Lines containing the string "React" are to be counted. Write only how many there are.

#### DATA
-- Begin --

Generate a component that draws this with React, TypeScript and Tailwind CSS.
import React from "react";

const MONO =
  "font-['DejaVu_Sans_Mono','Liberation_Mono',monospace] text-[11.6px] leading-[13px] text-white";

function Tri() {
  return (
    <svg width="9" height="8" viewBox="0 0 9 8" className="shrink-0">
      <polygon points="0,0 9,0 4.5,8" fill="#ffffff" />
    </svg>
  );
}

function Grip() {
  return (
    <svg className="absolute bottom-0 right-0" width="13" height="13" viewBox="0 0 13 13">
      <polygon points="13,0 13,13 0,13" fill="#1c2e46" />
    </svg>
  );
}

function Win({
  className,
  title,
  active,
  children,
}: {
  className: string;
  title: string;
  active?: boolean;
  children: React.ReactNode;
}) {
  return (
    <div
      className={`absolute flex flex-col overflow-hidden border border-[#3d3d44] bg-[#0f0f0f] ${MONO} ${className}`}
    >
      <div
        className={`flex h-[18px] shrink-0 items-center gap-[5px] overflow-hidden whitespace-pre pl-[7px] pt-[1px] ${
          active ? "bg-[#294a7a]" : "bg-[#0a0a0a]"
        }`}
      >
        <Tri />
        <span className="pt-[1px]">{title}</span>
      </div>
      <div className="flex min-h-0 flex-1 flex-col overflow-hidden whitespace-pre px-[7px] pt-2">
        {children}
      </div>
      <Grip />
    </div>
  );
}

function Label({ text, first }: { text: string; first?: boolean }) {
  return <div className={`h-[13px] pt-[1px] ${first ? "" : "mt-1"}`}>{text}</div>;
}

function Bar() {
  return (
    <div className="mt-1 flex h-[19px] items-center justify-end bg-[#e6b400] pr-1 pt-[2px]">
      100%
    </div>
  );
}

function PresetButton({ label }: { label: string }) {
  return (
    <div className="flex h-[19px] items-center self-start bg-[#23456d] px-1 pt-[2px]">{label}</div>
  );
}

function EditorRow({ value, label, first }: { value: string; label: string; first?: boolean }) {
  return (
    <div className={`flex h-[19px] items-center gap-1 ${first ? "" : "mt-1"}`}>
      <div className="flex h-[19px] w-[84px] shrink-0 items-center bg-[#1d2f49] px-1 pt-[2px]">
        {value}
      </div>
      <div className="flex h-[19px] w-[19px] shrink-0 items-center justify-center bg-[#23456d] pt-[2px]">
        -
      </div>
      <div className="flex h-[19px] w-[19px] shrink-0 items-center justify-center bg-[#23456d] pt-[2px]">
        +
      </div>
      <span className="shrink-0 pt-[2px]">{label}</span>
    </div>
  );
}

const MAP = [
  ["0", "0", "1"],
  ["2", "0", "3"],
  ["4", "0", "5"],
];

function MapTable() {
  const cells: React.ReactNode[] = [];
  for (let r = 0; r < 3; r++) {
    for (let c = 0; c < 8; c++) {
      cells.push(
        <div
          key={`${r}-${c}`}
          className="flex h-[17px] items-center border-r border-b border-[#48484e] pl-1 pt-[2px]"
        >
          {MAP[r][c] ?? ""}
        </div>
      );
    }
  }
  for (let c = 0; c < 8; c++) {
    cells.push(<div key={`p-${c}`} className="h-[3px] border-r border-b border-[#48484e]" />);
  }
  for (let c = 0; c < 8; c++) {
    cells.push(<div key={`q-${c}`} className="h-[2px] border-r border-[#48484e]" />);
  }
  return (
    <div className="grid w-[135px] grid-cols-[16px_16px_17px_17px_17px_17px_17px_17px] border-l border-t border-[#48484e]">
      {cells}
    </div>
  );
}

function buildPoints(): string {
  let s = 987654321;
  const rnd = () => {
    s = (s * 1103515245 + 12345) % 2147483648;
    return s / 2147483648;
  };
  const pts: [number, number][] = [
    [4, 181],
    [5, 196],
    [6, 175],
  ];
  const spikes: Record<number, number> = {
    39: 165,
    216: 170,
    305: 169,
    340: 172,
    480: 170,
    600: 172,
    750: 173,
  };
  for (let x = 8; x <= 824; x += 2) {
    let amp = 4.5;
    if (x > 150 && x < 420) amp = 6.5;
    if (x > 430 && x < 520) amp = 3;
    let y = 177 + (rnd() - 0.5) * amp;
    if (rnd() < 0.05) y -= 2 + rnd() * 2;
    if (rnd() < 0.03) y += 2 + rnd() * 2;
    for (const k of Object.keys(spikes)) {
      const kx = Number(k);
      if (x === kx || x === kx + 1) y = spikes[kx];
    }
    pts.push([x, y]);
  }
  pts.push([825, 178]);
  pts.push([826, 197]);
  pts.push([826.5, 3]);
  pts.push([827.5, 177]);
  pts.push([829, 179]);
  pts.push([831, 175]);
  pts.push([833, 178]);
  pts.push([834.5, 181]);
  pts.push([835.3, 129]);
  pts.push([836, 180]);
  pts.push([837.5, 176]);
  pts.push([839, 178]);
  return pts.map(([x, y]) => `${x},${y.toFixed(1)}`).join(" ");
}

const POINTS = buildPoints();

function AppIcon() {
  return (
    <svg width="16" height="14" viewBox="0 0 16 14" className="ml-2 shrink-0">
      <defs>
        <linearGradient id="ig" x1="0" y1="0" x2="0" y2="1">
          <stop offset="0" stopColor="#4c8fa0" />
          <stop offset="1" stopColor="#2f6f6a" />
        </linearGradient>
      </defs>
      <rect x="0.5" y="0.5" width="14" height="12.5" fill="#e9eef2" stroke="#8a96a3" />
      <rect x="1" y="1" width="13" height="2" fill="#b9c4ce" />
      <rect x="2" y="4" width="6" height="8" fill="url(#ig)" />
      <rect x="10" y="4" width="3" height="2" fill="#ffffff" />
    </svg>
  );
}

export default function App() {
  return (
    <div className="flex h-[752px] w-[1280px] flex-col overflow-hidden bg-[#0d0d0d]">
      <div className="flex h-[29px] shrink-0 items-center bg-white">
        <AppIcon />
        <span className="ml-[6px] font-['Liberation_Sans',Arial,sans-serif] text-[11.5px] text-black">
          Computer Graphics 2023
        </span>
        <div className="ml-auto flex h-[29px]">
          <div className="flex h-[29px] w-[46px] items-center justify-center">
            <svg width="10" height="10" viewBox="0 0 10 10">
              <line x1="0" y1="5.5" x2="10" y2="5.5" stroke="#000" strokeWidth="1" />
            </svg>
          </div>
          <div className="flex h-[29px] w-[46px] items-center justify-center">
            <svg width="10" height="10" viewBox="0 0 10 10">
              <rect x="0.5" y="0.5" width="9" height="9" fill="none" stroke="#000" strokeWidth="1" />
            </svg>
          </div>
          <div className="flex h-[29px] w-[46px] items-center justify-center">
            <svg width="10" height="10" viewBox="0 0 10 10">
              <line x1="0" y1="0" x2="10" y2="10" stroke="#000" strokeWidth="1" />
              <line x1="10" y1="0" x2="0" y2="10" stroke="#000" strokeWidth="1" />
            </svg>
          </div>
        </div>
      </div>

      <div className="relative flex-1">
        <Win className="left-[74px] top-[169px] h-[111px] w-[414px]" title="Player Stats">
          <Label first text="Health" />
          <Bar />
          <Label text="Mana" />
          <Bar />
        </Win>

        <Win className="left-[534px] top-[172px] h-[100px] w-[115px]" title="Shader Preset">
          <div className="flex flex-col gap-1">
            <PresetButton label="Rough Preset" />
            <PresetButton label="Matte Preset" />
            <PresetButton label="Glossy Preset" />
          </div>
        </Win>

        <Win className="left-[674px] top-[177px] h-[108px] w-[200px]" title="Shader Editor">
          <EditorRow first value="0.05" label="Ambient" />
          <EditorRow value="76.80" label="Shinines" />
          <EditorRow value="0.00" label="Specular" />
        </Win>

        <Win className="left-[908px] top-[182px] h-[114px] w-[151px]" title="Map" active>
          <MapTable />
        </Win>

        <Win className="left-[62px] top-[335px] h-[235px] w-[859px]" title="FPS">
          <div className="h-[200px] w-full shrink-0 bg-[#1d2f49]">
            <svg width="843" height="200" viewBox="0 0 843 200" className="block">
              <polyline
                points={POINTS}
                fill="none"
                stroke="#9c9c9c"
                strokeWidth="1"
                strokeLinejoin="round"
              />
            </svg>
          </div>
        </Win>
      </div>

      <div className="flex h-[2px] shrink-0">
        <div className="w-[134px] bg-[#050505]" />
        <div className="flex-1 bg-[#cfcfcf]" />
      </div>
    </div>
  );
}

-- End --

#### THE OUTPUT
4